ST. LOUIS —
For decades, astronomers have pictured our galaxy as sporting four major,
spiral arms, however new images effectively sever two appendages, revealing the
Milky Way has just two major arms.
"We're
not proposing that they change the positions of the arms," said Robert
Benjamin of the University of Wisconsin, Whitewater. "What we're proposing
is a change in the emphasis of the
arms." Benjamin will present his team's results today here at a
meeting of the American Astronomical Society (AAS).
The results
are among a handful of presentations at the meeting to paint an evolving
picture of our
galactic home base.
For instance, other results presented here by Thomas
Dame of the Harvard-Smithsonian Center for
Astrophysics (CfA) this week suggest a completely new arm of stars wraps around one side of the galactic center.
This new arm is a virtual twin of a known arm on the near side of the galactic center. And another group led by
Mark Reid of CfA has identified with more accuracy the location and relative distances of the stars
within the spiral arms.
Spotlight
on a galaxy
The Milky Way debuted as a spiral
celebrity in 1951 when astronomical morphologist William Morgan of the Yerkes
Observatory presented his results showing the galaxy's three arms of hot stars,
which he were then named Perseus, Orion and Sagittarius.
"Those
were the first three arms of the spiral galaxy," Benjamin told SPACE.com.

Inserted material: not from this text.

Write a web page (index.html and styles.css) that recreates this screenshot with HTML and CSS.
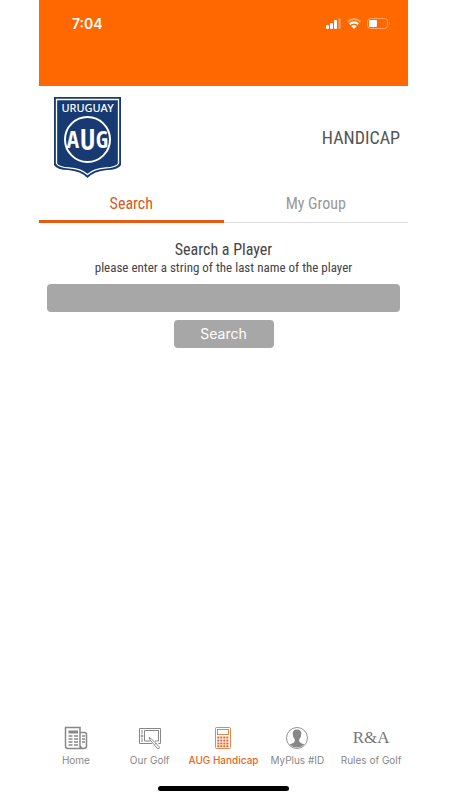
FILE: index.html
```html
<!DOCTYPE html>
<html lang="en">
<head>
<meta charset="utf-8">
<meta name="viewport" content="width=device-width, initial-scale=1">
<title>AUG Handicap</title>
<link rel="stylesheet" href="styles.css">
</head>
<body>
<div class="app">
  <div class="status">
    <span class="clock">7:04</span>
    <svg class="indicators" width="66" height="14" viewBox="0 0 66 14" aria-hidden="true">
      <g fill="#fff">
        <rect x="0" y="8" width="3" height="4" rx="1"/>
        <rect x="4" y="6" width="3" height="6" rx="1"/>
        <rect x="8" y="3" width="3" height="9" rx="1"/>
        <rect x="12" y="1" width="3" height="11" rx="1" opacity=".25"/>
      </g>
      <g fill="none" stroke="#fff" stroke-width="2">
        <path d="M21.500 4.800Q28 -.8 34.500 4.800" opacity=".4"/>
        <path d="M23.600 7.300Q28 3.500 32.400 7.300"/>
      </g>
      <path fill="#fff" d="M25.300 9Q28 6.900 30.700 9L28 12z"/>
      <rect x="41.500" y="1.500" width="20" height="10" rx="3" fill="none" stroke="#fff" opacity=".4"/>
      <path d="M63 4.500q2 2 0 4z" fill="#fff" opacity=".4"/>
      <rect x="43" y="3" width="8" height="7" rx="1" fill="#fff"/>
    </svg>
  </div>

  <header class="header">
    <svg class="crest" width="67" height="81" viewBox="0 0 67 81" role="img" aria-label="Uruguay AUG">
      <path d="M0 0H67V68Q64 73 53 73Q40 74 33.500 81Q27 74 14 73Q3 73 0 68z" fill="#183a73"/>
      <path d="M2.500 2.500H64.500V66.500Q62 70.500 52 70.800Q40 71.500 33.500 77.500Q27 71.500 15 70.800Q5 70.500 2.500 66.500z" fill="none" stroke="#fff" stroke-width="1.300"/>
      <text class="crest-name" x="33.500" y="15" text-anchor="middle">URUGUAY</text>
      <circle cx="33.500" cy="42.500" r="22.500" fill="none" stroke="#fff" stroke-width="2"/>
      <g class="crest-letters" text-anchor="middle">
        <text class="side" x="19" y="51">A</text>
        <text class="middle" x="33.500" y="53">U</text>
        <text class="side" x="48" y="51">G</text>
      </g>
    </svg>
    <h1 class="title">HANDICAP</h1>
  </header>

  <nav class="tabs">
    <a class="tab active" href="#search">Search</a>
    <a class="tab" href="#group">My Group</a>
  </nav>

  <main class="main">
    <form class="form">
      <label class="label" for="player">Search a Player <span class="hint">please enter a string of the last name of the player</span></label>
      <input class="field" id="player" type="text">
      <button class="submit" type="button">Search</button>
    </form>
  </main>

  <nav class="bottom">
    <a class="item" href="#home">
      <svg class="icon" viewBox="0 0 24 24" aria-hidden="true"><g fill="none" stroke="currentColor">
        <path d="M3.500 1.500H16V20Q16 22.500 18.500 22.500H4Q1.500 22.500 1.500 20V1.500zM16 6.500H20.500Q22.500 6.500 22.500 8.500V20Q22.500 22.500 19.500 22.500Q16.500 22.500 16.500 20" stroke-width="1.500"/>
        <path d="M4.500 6H14" stroke-width="3"/><path d="M4.500 10H8.500M10 10H14M4.500 13H8.500M10 13H14M4.500 16H8.500M10 16H14M4.500 19H8.500M10 19H14M18 10H21M18 13H21M18 16H21" stroke-width="1.600"/>
      </g></svg>
      <span>Home</span>
    </a>
    <a class="item" href="#golf">
      <svg class="icon" viewBox="0 0 24 24" aria-hidden="true"><g fill="none" stroke="currentColor">
        <path d="M14 17.500H1.500V2.500H22.500V17.500H20.500M12 15H6.500V4.500H20.500V15H17"/>
        <path d="M3 5H5M3 7H5M3 13H5M3 15H5"/><circle cx="4" cy="10" r="1"/>
        <path d="M11 11.500L13 12.500L21 20.500Q22 22 21 22.500Q20 23 19 22L12 14z" fill="#fff"/><path d="M17 18.500L18.500 17"/>
      </g></svg>
      <span>Our Golf</span>
    </a>
    <a class="item current" href="#handicap">
      <svg class="icon" viewBox="0 0 24 24" aria-hidden="true"><g fill="none" stroke="currentColor">
        <rect x="4.500" y="1.500" width="15" height="21" rx="1" stroke-width=".8"/><rect x="6.500" y="3.500" width="11" height="5" stroke-width=".8"/>
        <path d="M6.300 11.500H18M6.300 14.500H18M6.300 17.500H18M6.300 20.300H18" stroke-width="1.900" stroke-dasharray="2.100 .9"/>
      </g></svg>
      <span>AUG Handicap</span>
    </a>
    <a class="item" href="#myplus">
      <svg class="icon" viewBox="0 0 24 24" aria-hidden="true">
        <circle cx="12" cy="12" r="10.500" fill="none" stroke="currentColor" stroke-width=".9"/>
        <path fill="currentColor" d="M12 3.500Q16.500 3.500 16.300 8Q16.200 11.500 14.300 13.300V15.500Q15 17 19.500 18.600Q16.500 21.500 12 21.500Q7.500 21.500 4.500 18.600Q9 17 9.700 15.500V13.300Q7.800 11.500 7.700 8Q7.500 3.500 12 3.500z"/>
      </svg>
      <span>MyPlus #ID</span>
    </a>
    <a class="item" href="#rules">
      <span class="wordmark">R&amp;A</span>
      <span>Rules of Golf</span>
    </a>
  </nav>
  <div class="handle"></div>
</div>
</body>
</html>
```
FILE: styles.css
```css
* { box-sizing: border-box; }

body {
  margin: 0;
  padding: 0 42px 0 39px;
  background: #fff;
  color: #444;
  font-family: "Roboto Condensed", "Open Sans Condensed", Lato, sans-serif;
}

a { color: inherit; text-decoration: none; }

.app {
  display: flex;
  flex-direction: column;
  min-height: 100vh;
}

.status {
  display: flex;
  justify-content: space-between;
  align-items: flex-start;
  height: 86px;
  padding: 15px 16px 0 33px;
  background: #ff6800;
  color: #fff;
  font: 600 14px/18px Inter, sans-serif;
}

.indicators { margin-top: 2px; }

.header {
  display: flex;
  justify-content: space-between;
  align-items: center;
  padding: 11px 8px 8px 15px;
}

.crest text { fill: #fff; }
.crest-name { font: 500 11px "Noto Sans", sans-serif; }
.crest-letters { font-family: "Open Sans Condensed", sans-serif; font-weight: 700; }
.side { font-size: 23px; }
.middle { font-size: 28px; }

.title {
  margin: 0;
  color: #555;
  font-size: 18px;
  font-weight: 400;
  line-height: 24px;
}

.tabs { display: flex; }

.tab {
  flex: 1;
  height: 37px;
  padding-top: 8px;
  border-bottom: 1px solid #ddd;
  color: #999;
  font-size: 16px;
  line-height: 20px;
  text-align: center;
}

.tab.active {
  border-bottom: 3px solid #e65a14;
  color: #d9591c;
}

.main { flex: 1; }

.form {
  display: flex;
  flex-direction: column;
  align-items: center;
  gap: 8px;
  padding: 17px 8px;
}

.label {
  font-size: 16px;
  line-height: 20px;
  text-align: center;
}

.hint {
  display: block;
  font-size: 13px;
  line-height: 16px;
}

.field,
.submit {
  height: 28px;
  border: 0;
  border-radius: 4px;
  background: #a7a7a7;
  color: #fff;
  font: 14px/20px Inter, sans-serif;
}

.field { width: 100%; padding: 0 8px; }
.submit { width: 100px; }

.bottom {
  display: grid;
  grid-template-columns: repeat(5, 1fr);
  color: #888;
  font: 400 10px/12px Inter, sans-serif;
}

.item {
  display: flex;
  flex-direction: column;
  align-items: center;
  gap: 4px;
  white-space: nowrap;
}

.item.current { color: #df6826; font-weight: 500; }

.icon { width: 24px; height: 24px; }

.wordmark {
  height: 24px;
  color: #777;
  font: 400 17px/24px "Liberation Serif", serif;
}

.handle {
  width: 131px;
  height: 5px;
  margin: 20px auto 9px;
  border-radius: 3px;
  background: #000;
}
```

"Actually, he got a standing ovation at the AAS meeting, which is
something I've never seen."
Beginning
in the 1960s and through the 1980s, several groups of scientists used radio
astronomy to map out the Milky Way's structure, coming up with various results
on how the spiral arms looked and the number of arms.
"For
years, people created maps of the whole galaxy based on studying just one
section of it, or using only one method," Benjamin said.
"Unfortunately, when the models from various groups were compared, they
didn't always agree. It's a bit like studying an elephant blind-folded."
The
galactic image that stuck, Benjamin said, was one with the four spiral arms,
now called Norma, Scutum-Centaurus, Sagittarius and Perseus. Our sun lies near
a small, partial arm called the Orion Arm, or Orion Spur, located between the
Sagittarius and Perseus arms.
Spiral
structure
The new
survey of an extensive swath
of the Milky Way was done with NASA's Spitzer Space Telescope, which detects
infrared light. All objects that emit any heat can be seen in infrared, and
this wavelength penetrates dust, so the new mosaic includes 800,000 snapshots
and more than 110 million stars.
Using a
star-counting method, Benjamin and his colleagues noticed an increase in the
number of stars in the direction of the Scutum-Centaurus Arm, but not in the
direction of the Sagittarius and Norma arms. (The fourth arm, Perseus, wraps
around the outer portion of our galaxy and cannot be seen in the new Spitzer
images.) The two major arms, according to these findings, are the
Scutum-Centaurus and Perseus arms.
The
findings confirm an earlier observation by a team of astronomers, making a
strong case that the Milky Way has two major spiral arms, a common structure
for galaxies with bars. These major arms have the greatest densities of both
young, bright stars and older, so-called red-giant stars.